* [Required task]
Take every line from the first down to the line with "the dialog ---------- */" and set it down exactly, without the pictures.

* [Given information]
_____

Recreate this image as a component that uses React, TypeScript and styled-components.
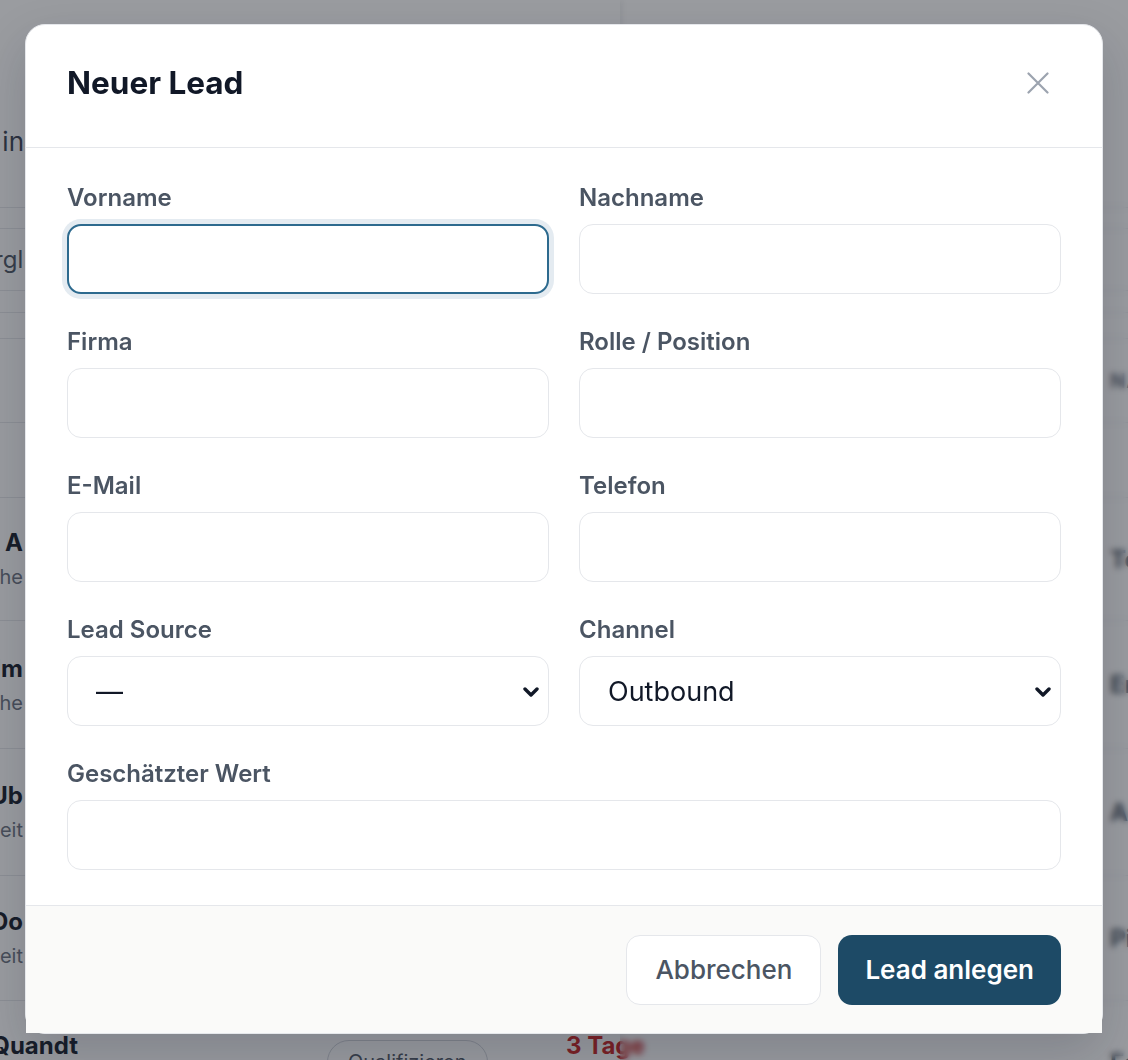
import React from "react";
import styled, { createGlobalStyle, css } from "styled-components";

const GlobalStyle = createGlobalStyle`
  * { box-sizing: border-box; }
  html, body { margin: 0; padding: 0; }
  body {
    font-family: Inter, "Noto Sans", "Liberation Sans", sans-serif;
    background: #ffffff;
    color: #111827;
    -webkit-font-smoothing: antialiased;
  }
  #root { height: 1060px; overflow: hidden; }
`;

/* ---------- page behind the dialog ---------- */

const Page = styled.div`
  height: 1060px;
  overflow: hidden;
  background: #ffffff;
`;

const Band = styled.div<{ $h: number; $top?: number }>`
  height: ${(p) => p.$h}px;
  padding-top: ${(p) => p.$top ?? 0}px;
  border-bottom: 1px solid #e5e7eb;
  display: grid;
  grid-template-columns: 78px 249px 239px 544px 1fr;
  align-items: center;
`;

// shows only the tail of a text that runs in from the left edge
const Clip = styled.div<{ $w: number; $hide?: number }>`
  width: ${(p) => p.$w}px;
  display: flex;
  flex-direction: column;
  align-items: flex-end;
  overflow: hidden;
  white-space: nowrap;
  gap: 6px;
  & > * {
    margin-right: -${(p) => p.$hide ?? 0}px;
  }
`;

const Stack = styled.div`
  display: flex;
  flex-direction: column;
  gap: 6px;
  white-space: nowrap;
`;

const PageTitle = styled.span`
  font-size: 26px;
  color: #374151;
`;

const FilterText = styled.span`
  font-size: 24px;
  color: #4b5563;
`;

const Name = styled.span`
  font-size: 24px;
  line-height: 30px;
  font-weight: 700;
  color: #111827;
`;

const Sub = styled.span`
  font-size: 20px;
  line-height: 26px;
  color: #6b7280;
`;

const HeadCell = styled.span`
  font-size: 20px;
  font-weight: 700;
  color: #6b7280;
  letter-spacing: 1px;
  white-space: nowrap;
`;

const StepCell = styled.span`
  font-size: 24px;
  font-weight: 700;
  color: #4b5563;
  white-space: nowrap;
`;

const Pill = styled.span`
  justify-self: start;
  height: 44px;
  padding: 0 20px;
  border: 1.5px solid #d1d5db;
  border-radius: 999px;
  font-size: 20px;
  color: #4b5563;
  display: flex;
  align-items: center;
`;

const Overdue = styled.span`
  font-size: 24px;
  line-height: 30px;
  font-weight: 700;
  color: #c81e1e;
`;

/* ---------- dim layer ---------- */

const Shades = styled.div`
  position: fixed;
  inset: 0;
  display: flex;
`;

const Shade = styled.div<{ $blur?: boolean }>`
  background: rgba(30, 35, 45, 0.45);
  flex: ${(p) => (p.$blur ? "1 1 auto" : "0 0 620px")};
  ${(p) =>
    p.$blur &&
    css`
      backdrop-filter: blur(3px);
    `}
`;

/* ---------- dialog ---------- */

const DialogLayer = styled.div`
  position: fixed;
  inset: 0;
  padding-bottom: 2px;
  display: flex;
  align-items: center;
  justify-content: center;
`;

const Dialog = styled.div`
  width: 1078px;
  height: 1010px;
  background: #ffffff;
  border: 1px solid #e5e7eb;
  border-radius: 20px;
  display: flex;
  flex-direction: column;
  box-shadow: 0 20px 50px rgba(15, 23, 42, 0.18);
`;

const Header = styled.div`
  height: 123px;
  flex: none;
  border-bottom: 1px solid #e5e7eb;
  padding: 0 42px 6px 41px;
  display: flex;
  align-items: center;
  justify-content: space-between;
`;

const Title = styled.h2`
  margin: 0;
  font-size: 31.5px;
  line-height: 40px;
  font-weight: 700;
  color: #111827;
`;

const CloseButton = styled.button`
  width: 44px;
  height: 44px;
  border: none;
  background: transparent;
  padding: 0;
  display: flex;
  align-items: center;
  justify-content: center;
  color: #9ca3af;
  cursor: pointer;
`;

const Body = styled.div`
  flex: 1 1 auto;
  padding: 36px 41px 0;
  display: grid;
  grid-template-columns: 1fr 1fr;
  column-gap: 30px;
  row-gap: 34px;
  align-content: start;
`;

const Field = styled.div<{ $wide?: boolean }>`
  display: flex;
  flex-direction: column;
  ${(p) =>
    p.$wide &&
    css`
      grid-column: 1 / -1;
    `}
`;

const Label = styled.label`
  font-size: 24px;
  line-height: 28px;
  font-weight: 600;
  color: #4b5563;
  margin-bottom: 12px;
`;

const controlBase = css<{ $focused?: boolean }>`
  width: 100%;
  height: 70px;
  border: 1.5px solid #e5e7eb;
  border-radius: 14px;
  background: #ffffff;
  padding: 0 28px;
  font-family: Inter, "Noto Sans", sans-serif;
  font-size: 27px;
  color: #111827;
  outline: none;
  ${(p) =>
    p.$focused &&
    css`
      border: 2px solid #2d6a8e;
      box-shadow: 0 0 0 5px #e4ebf1;
    `}
`;

const Input = styled.input<{ $focused?: boolean }>`
  ${controlBase}
`;

const SelectWrap = styled.div`
  position: relative;
`;

const Select = styled.select<{ $focused?: boolean }>`
  ${controlBase}
  appearance: none;
  -webkit-appearance: none;
`;

const Chevron = styled.svg`
  position: absolute;
  right: 10px;
  top: 31px;
  pointer-events: none;
`;

const Footer = styled.div`
  height: 128px;
  flex: none;
  border-top: 1px solid #e5e7eb;
  background: #fafaf9;
  padding: 0 41px;
  display: flex;
  align-items: center;
  justify-content: flex-end;
  gap: 17px;
`;

const Button = styled.button<{ $primary?: boolean }>`
  height: 70px;
  border-radius: 14px;
  font-family: Inter, "Noto Sans", sans-serif;
  font-size: 26px;
  cursor: pointer;
  ${(p) =>
    p.$primary
      ? css`
          padding: 0 27px;
          border: none;
          background: #1d4a66;
          color: #ffffff;
          font-weight: 600;
        `
      : css`
          padding: 0 28px;
          border: 1.5px solid #e5e7eb;
          background: #ffffff;
          color: #4b5563;
          font-weight: 500;
        `}
`;

const leads = [
  { name: "Benedikt A", sub: "Technische", step: "Telefonat", h: 123 },
  { name: "Wilhelm", sub: "Logistische", step: "Erstgespräch", h: 128 },
  { name: "Jakob Ub", sub: "Projektleit", step: "Angebot", h: 127 },
  { name: "Marie Do", sub: "Teamleit", step: "Pitch", h: 125 },
];

const ChevronDown = () => (
  <Chevron width="16" height="10" viewBox="0 0 16 10">
    <path
      d="M2 2 L8 8 L14 2"
      fill="none"
      stroke="#111827"
      strokeWidth="3.4"
      strokeLinecap="round"
      strokeLinejoin="round"
    />
  </Chevron>
);

export default function App() {
  return (
    <>
      <GlobalStyle />
      <Page>
        <Band $h={208} $top={76}>
          <Clip $w={24}>
            <PageTitle>Leads verwalten in</PageTitle>
          </Clip>
        </Band>
        <Band $h={21} />
        <Band $h={62}>
          <Clip $w={22} $hide={49}>
            <FilterText>Vergleich</FilterText>
          </Clip>
        </Band>
        <Band $h={22} />
        <Band $h={26} />
        <Band $h={84}>
          <span />
          <span />
          <span />
          <span />
          <HeadCell>NÄCHSTER SCHRITT</HeadCell>
        </Band>
        <Band $h={75} />
        {leads.map((l) => (
          <Band $h={l.h} key={l.name}>
            <Clip $w={23}>
              <Name>{l.name}</Name>
              <Sub>{l.sub}</Sub>
            </Clip>
            <span />
            <span />
            <span />
            <StepCell>{l.step}</StepCell>
          </Band>
        ))}
        <Band $h={123}>
          <Clip $w={78}>
            <Name>Lars Quandt</Name>
            <Sub>Bereichsleitung</Sub>
          </Clip>
          <span />
          <Pill>Qualifizieren</Pill>
          <Stack>
            <Overdue>3 Tage</Overdue>
            <Sub>überfällig</Sub>
          </Stack>
          <StepCell>Follow-up</StepCell>
        </Band>
      </Page>

      <Shades>
        <Shade />
        <Shade $blur />
      </Shades>

      <DialogLayer>
        <Dialog role="dialog" aria-label="Neuer Lead">
          <Header>
            <Title>Neuer Lead</Title>
            <CloseButton aria-label="Schließen">
              <svg width="22" height="22" viewBox="0 0 22 22">
                <path
                  d="M1.5 1.5 L20.5 20.5 M20.5 1.5 L1.5 20.5"
                  stroke="currentColor"
                  strokeWidth="2.2"
                  strokeLinecap="round"
                />
              </svg>
            </CloseButton>
          </Header>

          <Body>
            <Field>
              <Label>Vorname</Label>
              <Input $focused />
            </Field>
            <Field>
              <Label>Nachname</Label>
              <Input />
            </Field>
            <Field>
              <Label>Firma</Label>
              <Input />
            </Field>
            <Field>
              <Label>Rolle / Position</Label>
              <Input />
            </Field>
            <Field>
              <Label>E-Mail</Label>
              <Input type="email" />
            </Field>
            <Field>
              <Label>Telefon</Label>
              <Input type="tel" />
            </Field>
            <Field>
              <Label>Lead Source</Label>
              <SelectWrap>
                <Select defaultValue="">
                  <option value="">—</option>
                  <option value="web">Website</option>
                  <option value="ref">Empfehlung</option>
                </Select>
                <ChevronDown />
              </SelectWrap>
            </Field>
            <Field>
              <Label>Channel</Label>
              <SelectWrap>
                <Select defaultValue="outbound">
                  <option value="outbound">Outbound</option>
                  <option value="inbound">Inbound</option>
                </Select>
                <ChevronDown />
              </SelectWrap>
            </Field>
            <Field $wide>
              <Label>Geschätzter Wert</Label>
              <Input />
            </Field>
          </Body>

          <Footer>
            <Button>Abbrechen</Button>
            <Button $primary>Lead anlegen</Button>
          </Footer>
        </Dialog>
      </DialogLayer>
    </>
  );
}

_____

* [Response for this exercise]
Recreate this image as a component that uses React, TypeScript and styled-components.
import React from "react";
import styled, { createGlobalStyle, css } from "styled-components";

const GlobalStyle = createGlobalStyle`
  * { box-sizing: border-box; }
  html, body { margin: 0; padding: 0; }
  body {
    font-family: Inter, "Noto Sans", "Liberation Sans", sans-serif;
    background: #ffffff;
    color: #111827;
    -webkit-font-smoothing: antialiased;
  }
  #root { height: 1060px; overflow: hidden; }
`;

/* ---------- page behind the dialog ---------- */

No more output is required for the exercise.